T-Online wanted to acquire 25.1% of the company for a valuation of 250 million in 2000, but then stumbled too hard themselves in the .com crash. For comparison, Google had about $36M VC funding in summer 2000, virtually no revenue, and was valued at $100M. Hecken had received a handshake with the then board members Keuntje, Reichard-Berg, and Eck at CeBIT 2000, along with a project contract for 3 million euros to further develop what would later be called T-Guide under high pressure. A heavy blow when, weeks and months later after the T-Online IPO in April 2000, the board members were ousted by Ron Sommer, then CEO of Telekom. An internal power struggle had erupted over the billions from the IPO. Content vs. Cable — how fatal Sommer's wrong decision was is clearly visible today. The triumph of the "Big 7" speaks volumes about who was right back then.

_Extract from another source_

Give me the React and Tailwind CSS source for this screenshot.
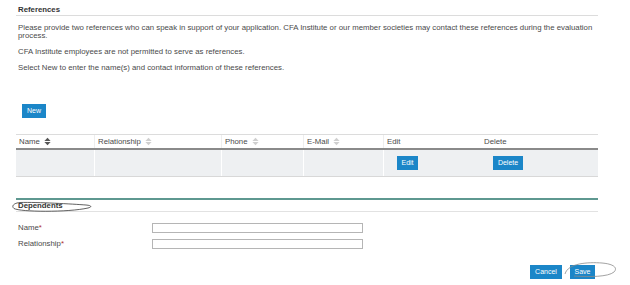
import React from 'react';

function SortIcon({ active }) {
  const c = active ? '#555' : '#cfcfcf';
  return (
    <svg width="9" height="9" viewBox="0 0 9 9" className="inline-block ml-[3px] align-[-1px]">
      <path d="M4.5 0.8 L7.6 4 H1.4 Z" fill={c} />
      <path d="M4.5 8.2 L7.6 5 H1.4 Z" fill={c} />
    </svg>
  );
}

function BlueButton({ children, className = '' }) {
  return (
    <button className={`h-[14px] bg-[#1b86c8] text-white text-[7px] leading-[14px] ${className}`}>
      {children}
    </button>
  );
}

export default function App() {
  const cols = [
    { label: 'Name', w: 'w-[79px]', sort: true, active: true },
    { label: 'Relationship', w: 'w-[127px]', sort: true },
    { label: 'Phone', w: 'w-[82px]', sort: true },
    { label: 'E-Mail', w: 'w-[80px]', sort: true },
    { label: 'Edit', w: 'w-[97px]' },
    { label: 'Delete', w: 'flex-1' },
  ];

  return (
    <div className="relative w-[630px] h-[285px] overflow-hidden bg-white font-['Liberation_Sans',Arial,sans-serif] text-[7.8px] text-[#4a4a4a] pl-4 pt-[5px]">
      <div className="w-[582px]">
        <h2 className="font-bold text-[7.8px] text-[#333] leading-[10px] pl-[2px] border-b border-[#dcdcdc]">References</h2>

        <p className="mt-[8px] pl-[2px] pr-[4px] leading-[8px]">
          Please provide two references who can speak in support of your application. CFA Institute or our member societies may contact these references during the evaluation process.
        </p>
        <p className="mt-[8px] pl-[2px] leading-[8px]">CFA Institute employees are not permitted to serve as references.</p>
        <p className="mt-[8px] pl-[2px] leading-[8px]">Select New to enter the name(s) and contact information of these references.</p>

        <BlueButton className="mt-[32px] ml-[6px] w-[24px]">New</BlueButton>

        <div className="mt-[16px]">
          <div className="flex h-[16px] items-center border-t border-[#dcdcdc] border-b-2 border-b-[#8a8a8a]">
            {cols.map((c) => (
              <div key={c.label} className={`${c.w} pl-[3px] h-full flex items-center ${c.sort ? 'border-r border-[#eee]' : ''}`}>
                <span>{c.label}</span>
                {c.sort && <SortIcon active={c.active} />}
              </div>
            ))}
          </div>
          <div className="flex h-[27px] bg-[#eef0f2] border-b border-[#d8d8d8]">
            <div className="w-[79px] border-r border-white" />
            <div className="w-[127px] border-r border-white" />
            <div className="w-[82px] border-r border-white" />
            <div className="w-[80px] border-r border-white" />
            <div className="w-[97px] flex items-center pl-[13px]">
              <BlueButton className="w-[21px]">Edit</BlueButton>
            </div>
            <div className="flex-1 flex items-center pl-[12px]">
              <BlueButton className="w-[30px]">Delete</BlueButton>
            </div>
          </div>
        </div>

        <div className="mt-[21px] h-[2px] bg-[#5e9890]" />
        <h2 className="pt-[1px] font-bold text-[7.8px] text-[#333] leading-[10px] pl-[2px] border-b border-[#e2e2e2]">Dependents</h2>

        <div className="mt-[10px] flex items-center h-[11px]">
          <label className="w-[136px] pl-[2px]">Name<span className="text-[#b03030]">*</span></label>
          <input className="w-[211px] h-[10px] border border-[#b5b5b5] bg-white" />
        </div>
        <div className="mt-[5px] flex items-center h-[11px]">
          <label className="w-[136px] pl-[2px]">Relationship<span className="text-[#b03030]">*</span></label>
          <input className="w-[211px] h-[10px] border border-[#b5b5b5] bg-white" />
        </div>

        <div className="mt-[16px] flex justify-end gap-[8px] pr-[3px]">
          <BlueButton className="w-[32px]">Cancel</BlueButton>
          <BlueButton className="w-[25px]">Save</BlueButton>
        </div>
      </div>

      <svg className="absolute left-[8px] top-[198px] pointer-events-none" width="90" height="18" viewBox="0 0 90 18">
        <path d="M12 4.5 C6 5, 3 8, 6 10.5 C12 14, 60 14.5, 80 10 C84 9, 84 7.5, 78 7 C64 6, 30 4, 12 4.5" fill="none" stroke="#3a3a3a" strokeWidth="0.8" />
      </svg>
      <svg className="absolute left-[560px] top-[259px] pointer-events-none" width="60" height="22" viewBox="0 0 60 22">
        <path d="M5 15 C8 4, 28 3, 42 4 C54 5, 58 9, 54 13 C48 18, 30 18, 14 17" fill="none" stroke="#8a8a8a" strokeWidth="0.8" />
      </svg>
    </div>
  );
}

All in all, the company was chanceless on the wrong continent from today's perspective, with its universal principle against Google and Co. Guideguide had about 2 million euros in seed capital at the time; Google started with about 15 times that amount at the same time. The €62.5 million injection plan that sat as an ace up the sleeve of T-Online's board was ultimately run into the ground by a Walkman salesman who never understood what software actually was. A recurring German pattern: putting conservative forces in charge of future-facing projects — which is, predictably, fatal every time. For Hecken, the topic of software was finished with the end of the .com era — the Neuer Markt was closed forever on June 5, 2003, and he had no desire to continue with small-scale IT projects.
Hecken, who had lost his brother in a tragic accident on January 1, 1999, in the midst of all this madness, left in 2004 after a tough restructuring phase from over 50 employees to 5, and handed over leadership. His goal of avoiding insolvency under his leadership had been achieved. The race for "bigger Models" had been won decisively by the Americans, and so Hecken devoted himself to his old childhood dream of becoming an industrial designer, and turned toward vehicle construction, which he was convinced at the time would better fit the rigid world of Germany. With his brother's death, a move to the USA had already become impossible in 1999.

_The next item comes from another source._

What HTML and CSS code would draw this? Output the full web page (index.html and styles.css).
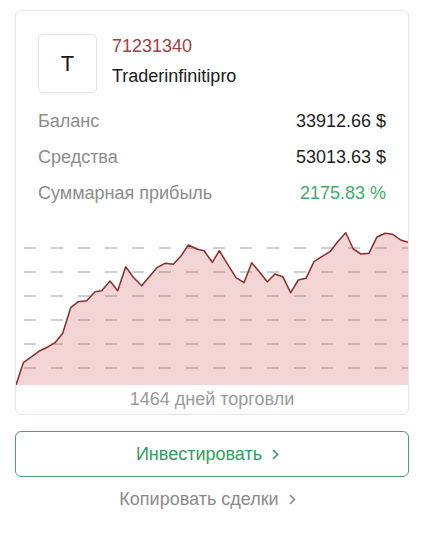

The websites, with several thousand SMEs under contract, ran until about 2020 without a single permanent programmer. A beautiful proof of how stable the Perl environment was programmed, which was created under the leadership of Christoph Damian and his brother Thomas Damian in London with 25 programmers. His father Karl Hecken was chairman of the supervisory board at the time, who pulled through this difficult phase for the entire family completely from beginning to end.
What remained was the school. Structured sales organizations, B2B partnerships, the subscription model — principles that run through every subsequent project to this day. And what remains to this day is the certainty that in a country other than Germany, such an enterprise could have been elevated to a completely different level.... And a few colorful mugs.